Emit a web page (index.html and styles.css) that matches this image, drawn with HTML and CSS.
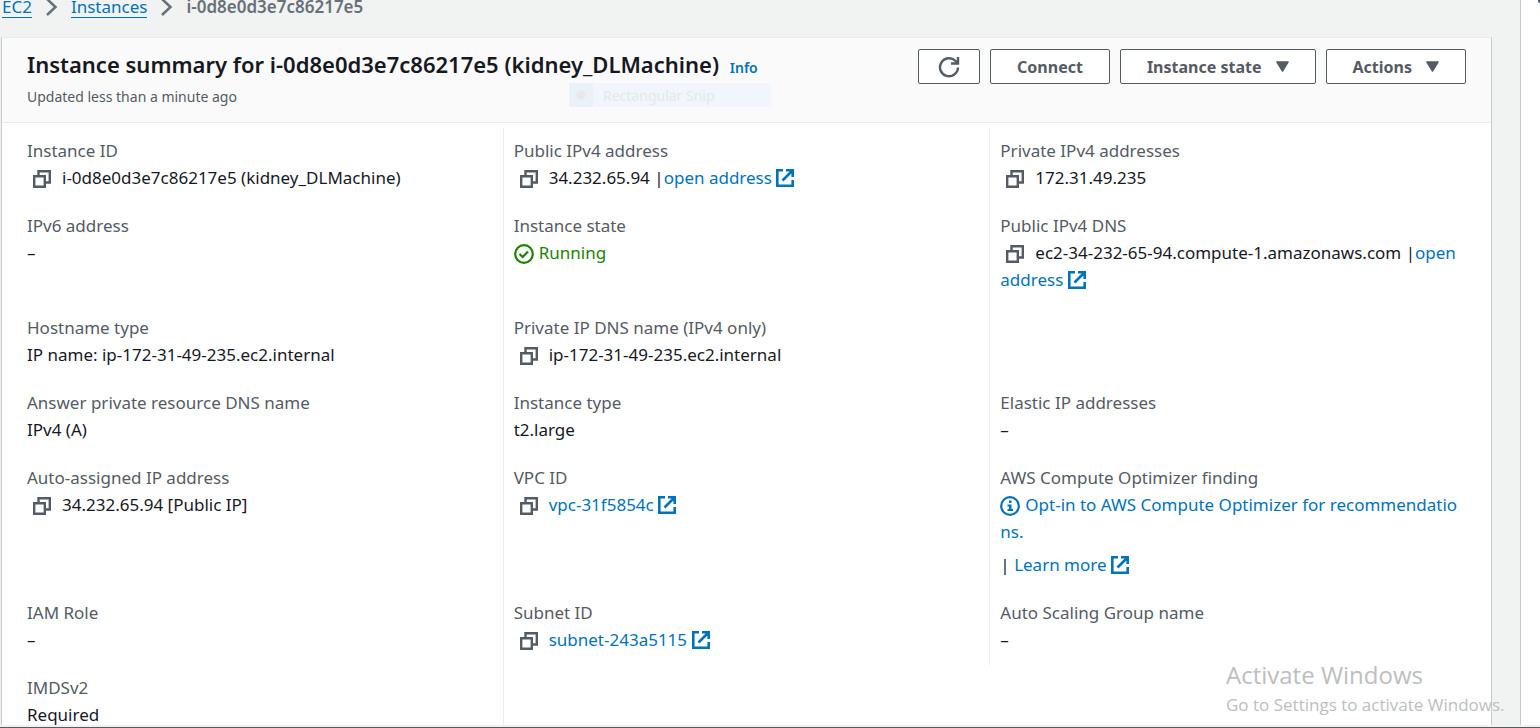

-------------------------

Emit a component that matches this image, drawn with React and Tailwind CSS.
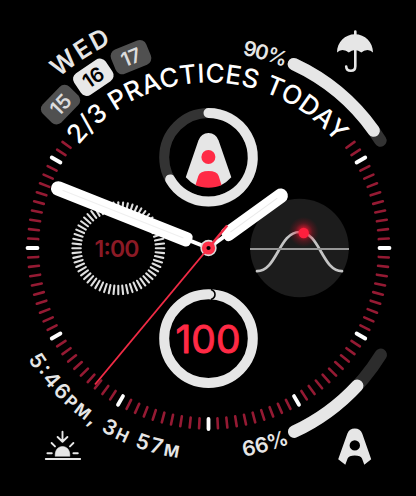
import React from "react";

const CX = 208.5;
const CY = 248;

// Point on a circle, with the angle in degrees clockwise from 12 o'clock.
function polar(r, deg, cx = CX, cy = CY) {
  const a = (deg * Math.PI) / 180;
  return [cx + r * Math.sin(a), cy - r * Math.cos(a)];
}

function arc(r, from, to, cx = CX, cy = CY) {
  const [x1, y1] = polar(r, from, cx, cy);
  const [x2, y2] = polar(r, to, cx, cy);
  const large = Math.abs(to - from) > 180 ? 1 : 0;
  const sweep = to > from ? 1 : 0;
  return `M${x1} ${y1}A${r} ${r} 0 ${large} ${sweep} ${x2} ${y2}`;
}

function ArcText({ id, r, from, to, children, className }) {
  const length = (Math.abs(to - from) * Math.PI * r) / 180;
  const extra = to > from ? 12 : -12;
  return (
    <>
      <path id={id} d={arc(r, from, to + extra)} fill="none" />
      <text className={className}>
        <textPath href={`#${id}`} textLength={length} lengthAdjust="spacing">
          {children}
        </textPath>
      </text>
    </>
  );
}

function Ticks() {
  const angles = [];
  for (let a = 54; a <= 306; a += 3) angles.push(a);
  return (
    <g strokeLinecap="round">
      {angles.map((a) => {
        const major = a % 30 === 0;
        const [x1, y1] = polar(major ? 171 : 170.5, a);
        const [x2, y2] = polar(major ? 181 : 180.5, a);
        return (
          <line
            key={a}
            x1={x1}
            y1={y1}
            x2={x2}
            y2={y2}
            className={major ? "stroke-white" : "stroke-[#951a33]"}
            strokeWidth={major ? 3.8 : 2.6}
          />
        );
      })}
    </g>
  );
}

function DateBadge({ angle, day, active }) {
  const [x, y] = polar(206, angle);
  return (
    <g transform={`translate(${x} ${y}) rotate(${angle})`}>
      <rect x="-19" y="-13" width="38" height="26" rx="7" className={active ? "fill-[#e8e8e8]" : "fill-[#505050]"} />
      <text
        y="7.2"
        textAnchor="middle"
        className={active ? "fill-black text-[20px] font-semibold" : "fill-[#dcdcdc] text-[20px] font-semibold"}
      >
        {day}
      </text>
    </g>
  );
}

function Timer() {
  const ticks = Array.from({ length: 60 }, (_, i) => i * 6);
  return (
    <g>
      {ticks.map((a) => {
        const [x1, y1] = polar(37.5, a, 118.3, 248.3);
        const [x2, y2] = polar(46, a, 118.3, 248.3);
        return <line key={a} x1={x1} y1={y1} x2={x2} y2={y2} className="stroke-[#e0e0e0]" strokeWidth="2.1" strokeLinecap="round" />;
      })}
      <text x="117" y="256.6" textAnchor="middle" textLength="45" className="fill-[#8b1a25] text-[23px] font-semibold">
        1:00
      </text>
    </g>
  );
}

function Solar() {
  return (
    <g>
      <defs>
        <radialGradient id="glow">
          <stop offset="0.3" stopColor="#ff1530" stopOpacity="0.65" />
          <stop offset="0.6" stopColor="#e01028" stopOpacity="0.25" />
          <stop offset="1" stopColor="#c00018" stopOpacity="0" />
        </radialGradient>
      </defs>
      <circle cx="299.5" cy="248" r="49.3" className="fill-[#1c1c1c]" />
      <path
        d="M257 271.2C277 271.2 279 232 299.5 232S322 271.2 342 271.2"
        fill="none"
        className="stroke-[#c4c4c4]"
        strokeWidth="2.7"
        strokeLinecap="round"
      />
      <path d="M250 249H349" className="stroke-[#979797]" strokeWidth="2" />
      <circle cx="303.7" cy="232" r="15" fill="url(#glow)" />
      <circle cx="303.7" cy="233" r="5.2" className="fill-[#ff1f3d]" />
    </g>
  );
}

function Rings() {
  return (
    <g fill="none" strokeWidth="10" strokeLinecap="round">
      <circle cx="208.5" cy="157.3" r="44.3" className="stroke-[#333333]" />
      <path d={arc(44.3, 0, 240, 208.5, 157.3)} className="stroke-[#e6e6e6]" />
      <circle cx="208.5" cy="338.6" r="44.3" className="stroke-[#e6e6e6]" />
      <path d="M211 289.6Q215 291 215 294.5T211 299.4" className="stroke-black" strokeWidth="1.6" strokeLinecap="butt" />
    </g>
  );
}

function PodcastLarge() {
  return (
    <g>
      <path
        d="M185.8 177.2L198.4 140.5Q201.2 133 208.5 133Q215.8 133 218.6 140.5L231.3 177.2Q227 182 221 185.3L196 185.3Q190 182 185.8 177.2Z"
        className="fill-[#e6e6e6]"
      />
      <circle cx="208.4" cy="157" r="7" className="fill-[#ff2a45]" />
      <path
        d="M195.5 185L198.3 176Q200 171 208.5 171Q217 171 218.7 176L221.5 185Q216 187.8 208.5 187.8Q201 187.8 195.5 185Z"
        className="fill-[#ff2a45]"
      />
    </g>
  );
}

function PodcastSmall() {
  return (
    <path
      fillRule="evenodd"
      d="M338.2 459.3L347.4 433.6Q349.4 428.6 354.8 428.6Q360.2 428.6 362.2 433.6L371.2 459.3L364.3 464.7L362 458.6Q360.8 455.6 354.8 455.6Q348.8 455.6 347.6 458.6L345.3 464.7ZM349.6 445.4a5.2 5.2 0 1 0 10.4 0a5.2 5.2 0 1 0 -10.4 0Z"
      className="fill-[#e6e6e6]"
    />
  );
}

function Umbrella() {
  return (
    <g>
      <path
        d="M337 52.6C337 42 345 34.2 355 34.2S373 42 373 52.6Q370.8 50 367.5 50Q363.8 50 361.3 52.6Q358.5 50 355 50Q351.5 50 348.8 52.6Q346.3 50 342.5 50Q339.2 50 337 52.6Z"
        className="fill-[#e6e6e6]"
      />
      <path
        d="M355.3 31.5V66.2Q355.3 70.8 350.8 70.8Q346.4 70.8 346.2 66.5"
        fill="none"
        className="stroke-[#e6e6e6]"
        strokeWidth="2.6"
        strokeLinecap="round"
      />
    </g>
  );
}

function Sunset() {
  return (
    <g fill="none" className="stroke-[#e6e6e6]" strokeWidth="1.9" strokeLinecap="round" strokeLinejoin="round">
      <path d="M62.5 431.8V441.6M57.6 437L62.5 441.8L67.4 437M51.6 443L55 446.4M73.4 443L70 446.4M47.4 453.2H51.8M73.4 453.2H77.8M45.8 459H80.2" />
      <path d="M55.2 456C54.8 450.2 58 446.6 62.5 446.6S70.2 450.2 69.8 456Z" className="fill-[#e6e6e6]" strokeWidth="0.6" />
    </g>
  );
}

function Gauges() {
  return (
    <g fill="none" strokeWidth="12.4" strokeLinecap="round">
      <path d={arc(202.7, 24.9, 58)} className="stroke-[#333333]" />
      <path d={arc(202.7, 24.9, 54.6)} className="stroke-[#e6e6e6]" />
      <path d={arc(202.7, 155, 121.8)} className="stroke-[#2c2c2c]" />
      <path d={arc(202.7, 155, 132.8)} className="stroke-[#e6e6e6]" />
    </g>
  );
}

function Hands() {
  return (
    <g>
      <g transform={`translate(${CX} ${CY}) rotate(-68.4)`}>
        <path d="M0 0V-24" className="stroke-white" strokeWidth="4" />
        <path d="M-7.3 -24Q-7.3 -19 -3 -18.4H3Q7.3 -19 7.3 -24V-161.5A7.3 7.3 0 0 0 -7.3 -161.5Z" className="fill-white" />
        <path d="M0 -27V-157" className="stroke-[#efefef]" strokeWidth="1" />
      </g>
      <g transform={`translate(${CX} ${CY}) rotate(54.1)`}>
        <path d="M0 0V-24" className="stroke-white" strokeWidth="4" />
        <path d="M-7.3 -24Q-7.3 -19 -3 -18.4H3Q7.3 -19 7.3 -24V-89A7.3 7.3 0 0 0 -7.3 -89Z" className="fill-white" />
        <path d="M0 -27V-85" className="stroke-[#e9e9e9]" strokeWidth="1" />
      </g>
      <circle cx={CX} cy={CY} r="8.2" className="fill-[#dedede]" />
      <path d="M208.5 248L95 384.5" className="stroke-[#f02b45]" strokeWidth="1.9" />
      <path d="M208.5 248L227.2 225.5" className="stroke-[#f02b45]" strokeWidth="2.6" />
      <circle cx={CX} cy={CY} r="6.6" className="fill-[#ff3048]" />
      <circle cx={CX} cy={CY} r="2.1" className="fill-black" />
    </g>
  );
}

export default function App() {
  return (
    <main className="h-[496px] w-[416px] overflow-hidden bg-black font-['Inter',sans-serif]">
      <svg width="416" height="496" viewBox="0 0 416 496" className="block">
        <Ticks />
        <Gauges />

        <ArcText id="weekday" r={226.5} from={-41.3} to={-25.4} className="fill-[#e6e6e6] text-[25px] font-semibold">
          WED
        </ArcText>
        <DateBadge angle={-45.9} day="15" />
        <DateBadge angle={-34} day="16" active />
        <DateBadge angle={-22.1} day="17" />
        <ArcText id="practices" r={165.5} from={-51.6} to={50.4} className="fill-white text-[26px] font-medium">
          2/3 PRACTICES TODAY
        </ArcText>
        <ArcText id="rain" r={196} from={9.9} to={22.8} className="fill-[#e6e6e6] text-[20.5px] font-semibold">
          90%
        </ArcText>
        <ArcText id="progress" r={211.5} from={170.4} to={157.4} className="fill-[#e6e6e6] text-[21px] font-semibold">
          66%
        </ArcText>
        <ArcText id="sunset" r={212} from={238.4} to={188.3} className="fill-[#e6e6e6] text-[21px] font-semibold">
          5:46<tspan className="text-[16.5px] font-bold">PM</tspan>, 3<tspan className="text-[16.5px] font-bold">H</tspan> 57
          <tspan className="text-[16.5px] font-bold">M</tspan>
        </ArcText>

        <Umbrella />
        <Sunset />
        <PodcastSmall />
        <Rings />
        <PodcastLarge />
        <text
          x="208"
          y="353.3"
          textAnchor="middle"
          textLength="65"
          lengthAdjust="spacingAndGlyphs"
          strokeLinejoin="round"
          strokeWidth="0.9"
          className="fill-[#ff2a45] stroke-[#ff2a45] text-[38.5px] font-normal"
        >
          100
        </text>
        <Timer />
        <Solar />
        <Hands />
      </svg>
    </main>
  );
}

-------------------------

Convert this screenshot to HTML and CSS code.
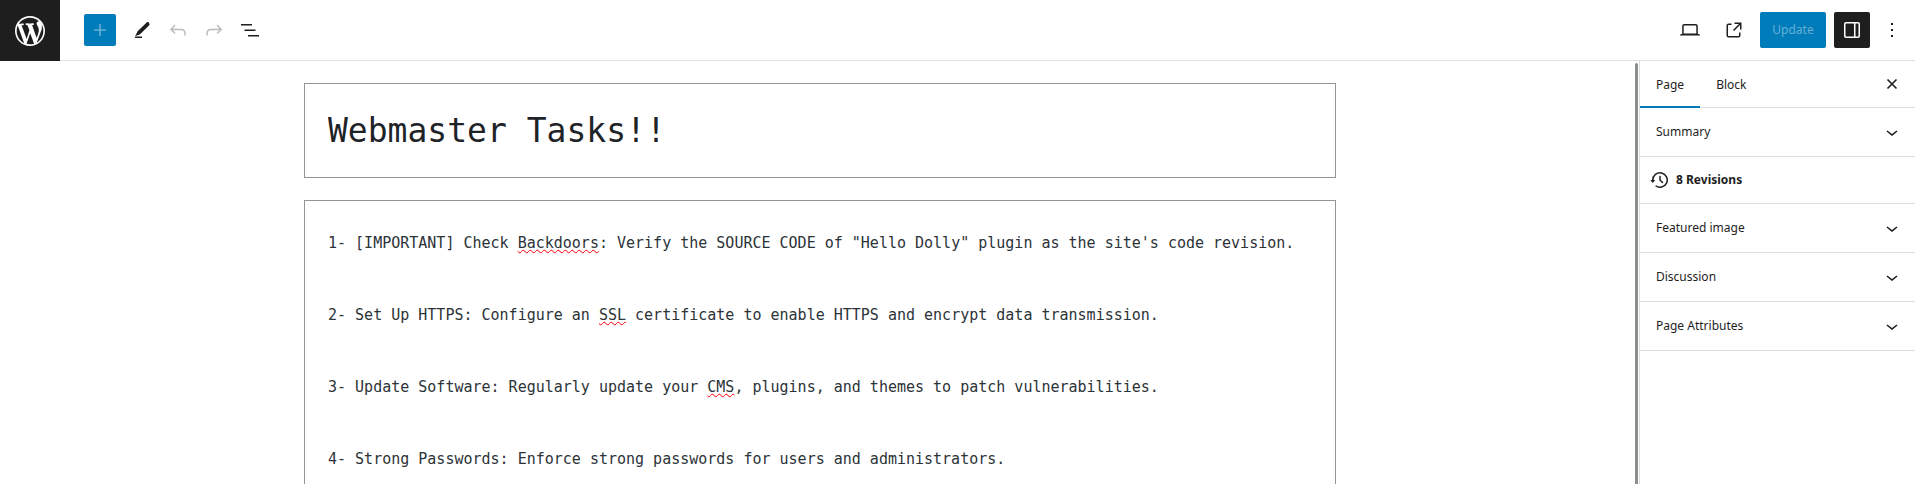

-------------------------

Gather up, from the records above, each line where the word "this" appears.

Emit a web page (index.html and styles.css) that matches this image, drawn with HTML and CSS.
Emit a component that matches this image, drawn with React and Tailwind CSS.
Convert this screenshot to HTML and CSS code.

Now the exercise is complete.